Task description:
Copy out the data below as written; omit any images.

◇ ◇ ◇ ◇ ◇

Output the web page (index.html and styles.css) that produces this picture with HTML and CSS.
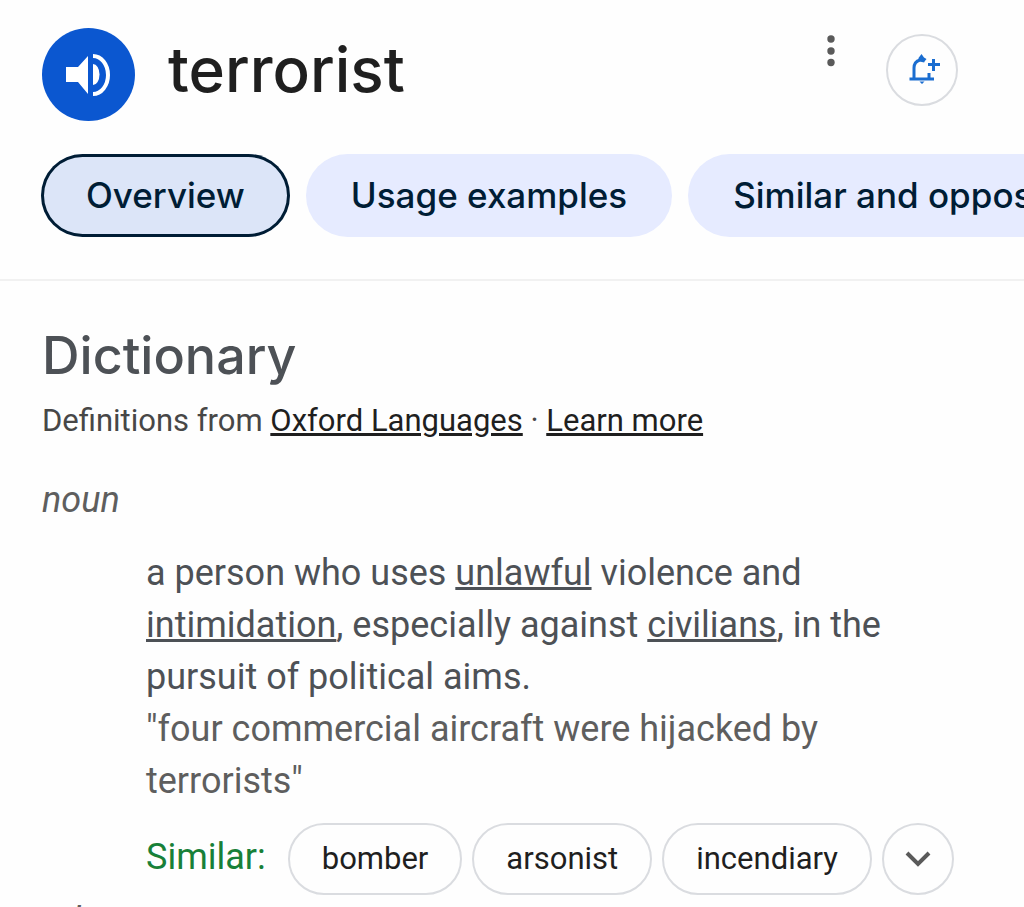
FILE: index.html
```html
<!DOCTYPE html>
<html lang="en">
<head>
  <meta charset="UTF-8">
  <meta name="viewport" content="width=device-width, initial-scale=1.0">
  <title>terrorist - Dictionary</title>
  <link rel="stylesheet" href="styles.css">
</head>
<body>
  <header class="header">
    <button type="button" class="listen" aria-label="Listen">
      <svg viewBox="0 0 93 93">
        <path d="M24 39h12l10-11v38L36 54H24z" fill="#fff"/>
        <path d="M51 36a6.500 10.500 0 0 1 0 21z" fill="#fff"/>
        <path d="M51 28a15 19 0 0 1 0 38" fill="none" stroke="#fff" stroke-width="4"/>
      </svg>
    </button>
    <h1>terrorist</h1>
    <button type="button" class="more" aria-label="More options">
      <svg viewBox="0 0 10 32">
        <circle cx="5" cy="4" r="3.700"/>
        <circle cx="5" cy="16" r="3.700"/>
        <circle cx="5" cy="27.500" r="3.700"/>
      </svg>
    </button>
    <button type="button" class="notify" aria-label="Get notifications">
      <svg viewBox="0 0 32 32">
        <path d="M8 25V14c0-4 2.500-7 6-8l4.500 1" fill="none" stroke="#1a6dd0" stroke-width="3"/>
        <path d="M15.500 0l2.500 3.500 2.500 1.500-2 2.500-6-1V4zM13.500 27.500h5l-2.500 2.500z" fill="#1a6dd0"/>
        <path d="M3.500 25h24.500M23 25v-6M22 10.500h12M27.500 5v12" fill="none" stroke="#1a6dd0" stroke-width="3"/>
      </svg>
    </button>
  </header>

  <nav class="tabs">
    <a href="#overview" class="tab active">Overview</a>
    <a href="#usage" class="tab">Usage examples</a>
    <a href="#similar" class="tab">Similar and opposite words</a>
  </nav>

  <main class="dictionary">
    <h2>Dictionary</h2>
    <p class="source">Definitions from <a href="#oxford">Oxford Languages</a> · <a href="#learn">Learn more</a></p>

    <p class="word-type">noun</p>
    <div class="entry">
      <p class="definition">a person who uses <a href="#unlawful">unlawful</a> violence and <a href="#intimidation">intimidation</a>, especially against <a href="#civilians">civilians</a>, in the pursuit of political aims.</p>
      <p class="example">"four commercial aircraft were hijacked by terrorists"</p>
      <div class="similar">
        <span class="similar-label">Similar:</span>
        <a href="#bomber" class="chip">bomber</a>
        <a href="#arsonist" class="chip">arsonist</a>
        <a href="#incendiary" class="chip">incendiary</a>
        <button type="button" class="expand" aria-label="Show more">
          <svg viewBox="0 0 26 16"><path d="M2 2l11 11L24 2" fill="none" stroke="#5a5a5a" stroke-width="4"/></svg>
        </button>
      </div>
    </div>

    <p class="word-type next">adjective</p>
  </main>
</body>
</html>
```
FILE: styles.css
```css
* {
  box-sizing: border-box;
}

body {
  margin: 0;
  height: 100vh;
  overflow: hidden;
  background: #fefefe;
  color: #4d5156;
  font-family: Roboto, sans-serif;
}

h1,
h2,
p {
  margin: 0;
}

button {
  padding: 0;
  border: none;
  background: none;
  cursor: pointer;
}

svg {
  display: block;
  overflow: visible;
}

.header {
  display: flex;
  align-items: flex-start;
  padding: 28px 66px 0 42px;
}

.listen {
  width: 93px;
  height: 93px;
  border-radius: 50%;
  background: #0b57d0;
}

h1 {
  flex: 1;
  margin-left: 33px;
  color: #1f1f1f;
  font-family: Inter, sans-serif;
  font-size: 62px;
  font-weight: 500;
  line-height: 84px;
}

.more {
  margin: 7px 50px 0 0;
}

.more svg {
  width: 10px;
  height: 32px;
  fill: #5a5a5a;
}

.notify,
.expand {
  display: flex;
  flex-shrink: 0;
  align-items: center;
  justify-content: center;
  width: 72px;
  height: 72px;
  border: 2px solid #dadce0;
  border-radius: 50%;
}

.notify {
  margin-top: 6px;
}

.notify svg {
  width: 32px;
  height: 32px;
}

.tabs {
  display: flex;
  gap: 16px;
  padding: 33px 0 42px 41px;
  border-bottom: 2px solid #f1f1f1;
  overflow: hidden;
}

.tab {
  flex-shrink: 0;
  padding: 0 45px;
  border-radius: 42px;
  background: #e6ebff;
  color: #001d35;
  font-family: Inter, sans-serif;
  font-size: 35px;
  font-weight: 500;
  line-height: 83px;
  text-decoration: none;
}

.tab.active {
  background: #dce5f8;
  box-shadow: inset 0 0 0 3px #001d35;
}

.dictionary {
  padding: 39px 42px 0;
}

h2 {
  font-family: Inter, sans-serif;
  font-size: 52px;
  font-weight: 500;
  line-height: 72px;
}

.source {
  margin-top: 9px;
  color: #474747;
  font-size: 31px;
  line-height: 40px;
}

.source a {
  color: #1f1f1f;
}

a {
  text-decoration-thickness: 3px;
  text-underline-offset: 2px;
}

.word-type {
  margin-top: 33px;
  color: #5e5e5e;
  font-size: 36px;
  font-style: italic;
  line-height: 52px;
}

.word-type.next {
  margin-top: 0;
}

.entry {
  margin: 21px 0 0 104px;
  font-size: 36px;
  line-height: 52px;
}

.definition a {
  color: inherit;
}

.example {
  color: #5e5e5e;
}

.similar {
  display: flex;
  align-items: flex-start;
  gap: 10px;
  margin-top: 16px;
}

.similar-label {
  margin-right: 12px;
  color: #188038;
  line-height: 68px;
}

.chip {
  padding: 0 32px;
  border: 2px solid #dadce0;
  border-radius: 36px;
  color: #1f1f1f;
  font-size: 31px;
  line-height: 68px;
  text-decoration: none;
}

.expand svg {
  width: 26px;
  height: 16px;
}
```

◇ ◇ ◇ ◇ ◇

Reply to the task:
Output the web page (index.html and styles.css) that produces this picture with HTML and CSS.
FILE: index.html
```html
<!DOCTYPE html>
<html lang="en">
<head>
  <meta charset="UTF-8">
  <meta name="viewport" content="width=device-width, initial-scale=1.0">
  <title>terrorist - Dictionary</title>
  <link rel="stylesheet" href="styles.css">
</head>
<body>
  <header class="header">
    <button type="button" class="listen" aria-label="Listen">
      <svg viewBox="0 0 93 93">
        <path d="M24 39h12l10-11v38L36 54H24z" fill="#fff"/>
        <path d="M51 36a6.500 10.500 0 0 1 0 21z" fill="#fff"/>
        <path d="M51 28a15 19 0 0 1 0 38" fill="none" stroke="#fff" stroke-width="4"/>
      </svg>
    </button>
    <h1>terrorist</h1>
    <button type="button" class="more" aria-label="More options">
      <svg viewBox="0 0 10 32">
        <circle cx="5" cy="4" r="3.700"/>
        <circle cx="5" cy="16" r="3.700"/>
        <circle cx="5" cy="27.500" r="3.700"/>
      </svg>
    </button>
    <button type="button" class="notify" aria-label="Get notifications">
      <svg viewBox="0 0 32 32">
        <path d="M8 25V14c0-4 2.500-7 6-8l4.500 1" fill="none" stroke="#1a6dd0" stroke-width="3"/>
        <path d="M15.500 0l2.500 3.500 2.500 1.500-2 2.500-6-1V4zM13.500 27.500h5l-2.500 2.500z" fill="#1a6dd0"/>
        <path d="M3.500 25h24.500M23 25v-6M22 10.500h12M27.500 5v12" fill="none" stroke="#1a6dd0" stroke-width="3"/>
      </svg>
    </button>
  </header>

  <nav class="tabs">
    <a href="#overview" class="tab active">Overview</a>
    <a href="#usage" class="tab">Usage examples</a>
    <a href="#similar" class="tab">Similar and opposite words</a>
  </nav>

  <main class="dictionary">
    <h2>Dictionary</h2>
    <p class="source">Definitions from <a href="#oxford">Oxford Languages</a> · <a href="#learn">Learn more</a></p>

    <p class="word-type">noun</p>
    <div class="entry">
      <p class="definition">a person who uses <a href="#unlawful">unlawful</a> violence and <a href="#intimidation">intimidation</a>, especially against <a href="#civilians">civilians</a>, in the pursuit of political aims.</p>
      <p class="example">"four commercial aircraft were hijacked by terrorists"</p>
      <div class="similar">
        <span class="similar-label">Similar:</span>
        <a href="#bomber" class="chip">bomber</a>
        <a href="#arsonist" class="chip">arsonist</a>
        <a href="#incendiary" class="chip">incendiary</a>
        <button type="button" class="expand" aria-label="Show more">
          <svg viewBox="0 0 26 16"><path d="M2 2l11 11L24 2" fill="none" stroke="#5a5a5a" stroke-width="4"/></svg>
        </button>
      </div>
    </div>

    <p class="word-type next">adjective</p>
  </main>
</body>
</html>
```
FILE: styles.css
```css
* {
  box-sizing: border-box;
}

body {
  margin: 0;
  height: 100vh;
  overflow: hidden;
  background: #fefefe;
  color: #4d5156;
  font-family: Roboto, sans-serif;
}

h1,
h2,
p {
  margin: 0;
}

button {
  padding: 0;
  border: none;
  background: none;
  cursor: pointer;
}

svg {
  display: block;
  overflow: visible;
}

.header {
  display: flex;
  align-items: flex-start;
  padding: 28px 66px 0 42px;
}

.listen {
  width: 93px;
  height: 93px;
  border-radius: 50%;
  background: #0b57d0;
}

h1 {
  flex: 1;
  margin-left: 33px;
  color: #1f1f1f;
  font-family: Inter, sans-serif;
  font-size: 62px;
  font-weight: 500;
  line-height: 84px;
}

.more {
  margin: 7px 50px 0 0;
}

.more svg {
  width: 10px;
  height: 32px;
  fill: #5a5a5a;
}

.notify,
.expand {
  display: flex;
  flex-shrink: 0;
  align-items: center;
  justify-content: center;
  width: 72px;
  height: 72px;
  border: 2px solid #dadce0;
  border-radius: 50%;
}

.notify {
  margin-top: 6px;
}

.notify svg {
  width: 32px;
  height: 32px;
}

.tabs {
  display: flex;
  gap: 16px;
  padding: 33px 0 42px 41px;
  border-bottom: 2px solid #f1f1f1;
  overflow: hidden;
}

.tab {
  flex-shrink: 0;
  padding: 0 45px;
  border-radius: 42px;
  background: #e6ebff;
  color: #001d35;
  font-family: Inter, sans-serif;
  font-size: 35px;
  font-weight: 500;
  line-height: 83px;
  text-decoration: none;
}

.tab.active {
  background: #dce5f8;
  box-shadow: inset 0 0 0 3px #001d35;
}

.dictionary {
  padding: 39px 42px 0;
}

h2 {
  font-family: Inter, sans-serif;
  font-size: 52px;
  font-weight: 500;
  line-height: 72px;
}

.source {
  margin-top: 9px;
  color: #474747;
  font-size: 31px;
  line-height: 40px;
}

.source a {
  color: #1f1f1f;
}

a {
  text-decoration-thickness: 3px;
  text-underline-offset: 2px;
}

.word-type {
  margin-top: 33px;
  color: #5e5e5e;
  font-size: 36px;
  font-style: italic;
  line-height: 52px;
}

.word-type.next {
  margin-top: 0;
}

.entry {
  margin: 21px 0 0 104px;
  font-size: 36px;
  line-height: 52px;
}

.definition a {
  color: inherit;
}

.example {
  color: #5e5e5e;
}

.similar {
  display: flex;
  align-items: flex-start;
  gap: 10px;
  margin-top: 16px;
}

.similar-label {
  margin-right: 12px;
  color: #188038;
  line-height: 68px;
}

.chip {
  padding: 0 32px;
  border: 2px solid #dadce0;
  border-radius: 36px;
  color: #1f1f1f;
  font-size: 31px;
  line-height: 68px;
  text-decoration: none;
}

.expand svg {
  width: 26px;
  height: 16px;
}
```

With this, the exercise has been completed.